Ultrahigh strength-ductility synergy via heterogeneous grain structure and multi-scale L12-γ′ precipitates in a cobalt-based superalloy GH159

Abstract

Achieving excellent strength-ductility synergy through convenient techniques is highly desirable for modern engineering applications. In this study, we constructed a heterogeneous grain structure consisting of large residual deformed grains and fine recrystallized grains, along with multi-scale L12-γ′ precipitates, in a commercial cobalt-based superalloy GH159. This was achieved via short-term annealing followed by subsequent aging. The mechanical properties were significantly enhanced, demonstrating an exceptional ultimate tensile strength of 1611 MPa, and outstanding uniform and total elongations of 23.5 % and 34.7 %, respectively. We investigated the evolution of the dual heterogeneous structures and the corresponding strengthening mechanisms during deformation.

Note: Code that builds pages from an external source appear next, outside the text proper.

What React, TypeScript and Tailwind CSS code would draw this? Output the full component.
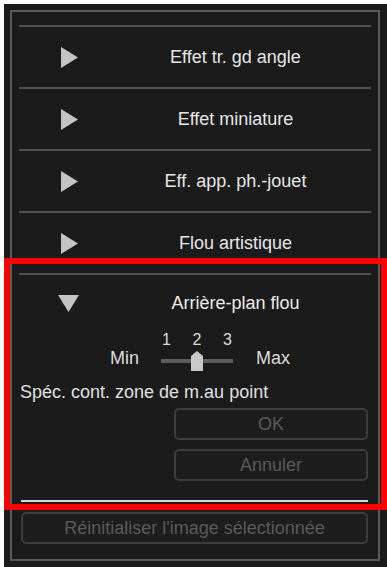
const rows = ["Effet tr. gd angle", "Effet miniature", "Eff. app. ph.-jouet", "Flou artistique"];

function RightArrow() {
  return (
    <svg width="17" height="21" viewBox="0 0 17 21" className="ml-[42px]">
      <polygon points="0,0 17,10.5 0,21" fill="#c4c4c4" />
    </svg>
  );
}

function DownArrow() {
  return (
    <svg width="21" height="17" viewBox="0 0 21 17" className="ml-[39px]">
      <polygon points="0,0 21,0 10.5,17" fill="#c4c4c4" />
    </svg>
  );
}

function Separator() {
  return <div className="h-[2px] bg-[#505050]" />;
}

function Row({ label }: { label: string }) {
  return (
    <>
      <Separator />
      <div className="h-[60px] flex items-center">
        <div className="w-[81px] flex items-center">
          <RightArrow />
        </div>
        <div className="flex-1 text-center text-[18px] text-[#e6e6e6]">{label}</div>
      </div>
    </>
  );
}

function DimButton({ label, className }: { label: string; className: string }) {
  return (
    <div
      className={
        "h-[32px] rounded-[5px] border-2 border-[#3d3d3d] bg-[#1d1d1d] flex items-center justify-center text-[18px] text-[#5a5a5a] " +
        className
      }
    >
      {label}
    </div>
  );
}

export default function App() {
  return (
    <div className="w-[387px] h-[567px] bg-white pt-[4px] pl-[4px] relative font-['Liberation_Sans',Arial,sans-serif] overflow-hidden">
      <div className="h-full bg-[#1b1b1b] pt-[6px] pl-[6px] pr-[7px] pb-[6px]">
        <div className="h-full border-2 border-[#5a5a5a] px-[7px] pt-[13px] flex flex-col">
          {rows.map((r) => (
            <Row key={r} label={r} />
          ))}

          {/* expanded section */}
          <Separator />
          <div className="h-[56px] flex items-center">
            <div className="w-[81px] flex items-center">
              <DownArrow />
            </div>
            <div className="flex-1 text-center text-[18px] text-[#ededed]">Arrière-plan flou</div>
          </div>

          <div className="h-[44px] flex items-start pl-[91px] text-[18px] text-[#dcdcdc]">
            <div className="mt-[17px] leading-[20px]">Min</div>
            <div className="w-[72px] ml-[22px] flex flex-col">
              <div className="h-[16px] flex justify-between px-[1px] text-[16px] leading-[16px] mt-[1px]">
                <span>1</span>
                <span>2</span>
                <span>3</span>
              </div>
              <div className="h-[24px] relative">
                <div className="absolute left-0 right-0 top-[11px] h-[4px] bg-[#5e5e5e]" />
                <svg width="12" height="20" viewBox="0 0 12 20" className="absolute left-[30px] top-[3px]">
                  <polygon points="0,5 6,0 12,5 12,20 0,20" fill="#c9c9c9" />
                </svg>
              </div>
            </div>
            <div className="mt-[17px] leading-[20px] ml-[23px]">Max</div>
          </div>

          <div className="mt-[6px] pl-[1px] text-[18px] leading-[22px] text-[#e0e0e0]">
            Spéc. cont. zone de m.au point
          </div>

          <DimButton label="OK" className="mt-[5px] ml-[155px] w-[194px]" />
          <DimButton label="Annuler" className="mt-[9px] ml-[155px] w-[194px]" />

          <div className="mt-[19px] ml-[2px] w-[347px] h-[2px] bg-[#d6d6d6]" />

          <DimButton label="Réinitialiser l'image sélectionnée" className="mt-[10px] ml-[2px] w-[347px]" />
        </div>
      </div>

      {/* red highlight frame */}
      <div className="absolute left-[4px] top-[258px] w-[383px] h-[252px] border-[6px] border-[#ff0000] pointer-events-none" />
    </div>
  );
}
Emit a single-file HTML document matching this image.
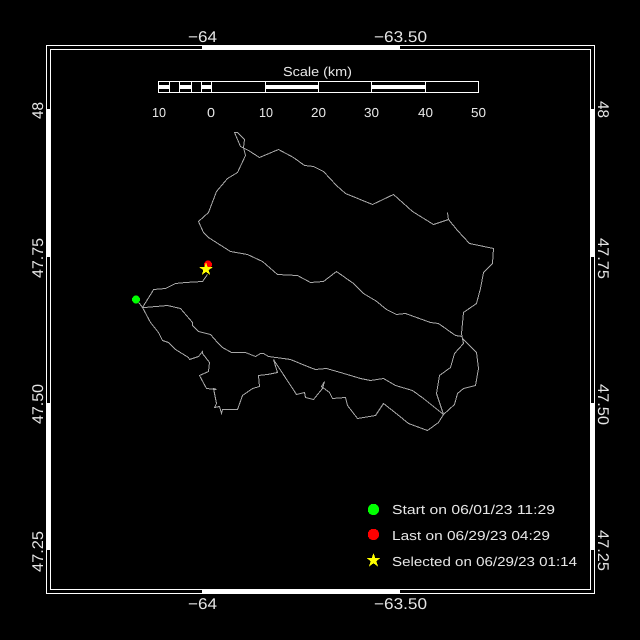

Hetero-deformation induced (HDI) strengthening, L12-γ′ precipitation strengthening, along with nanotwins, L-C locks, and 9R phases contribute significantly to the excellent strength-ductility synergy in GH159. These findings offer a strategy for developing GH159 as a structural material for various engineering applications, providing accessible and cost-effective processing methods that pave the way for large-scale industrial production. Furthermore, this study provides design insights for enhancing the mechanical properties of cobalt-based precipitation-strengthened superalloys.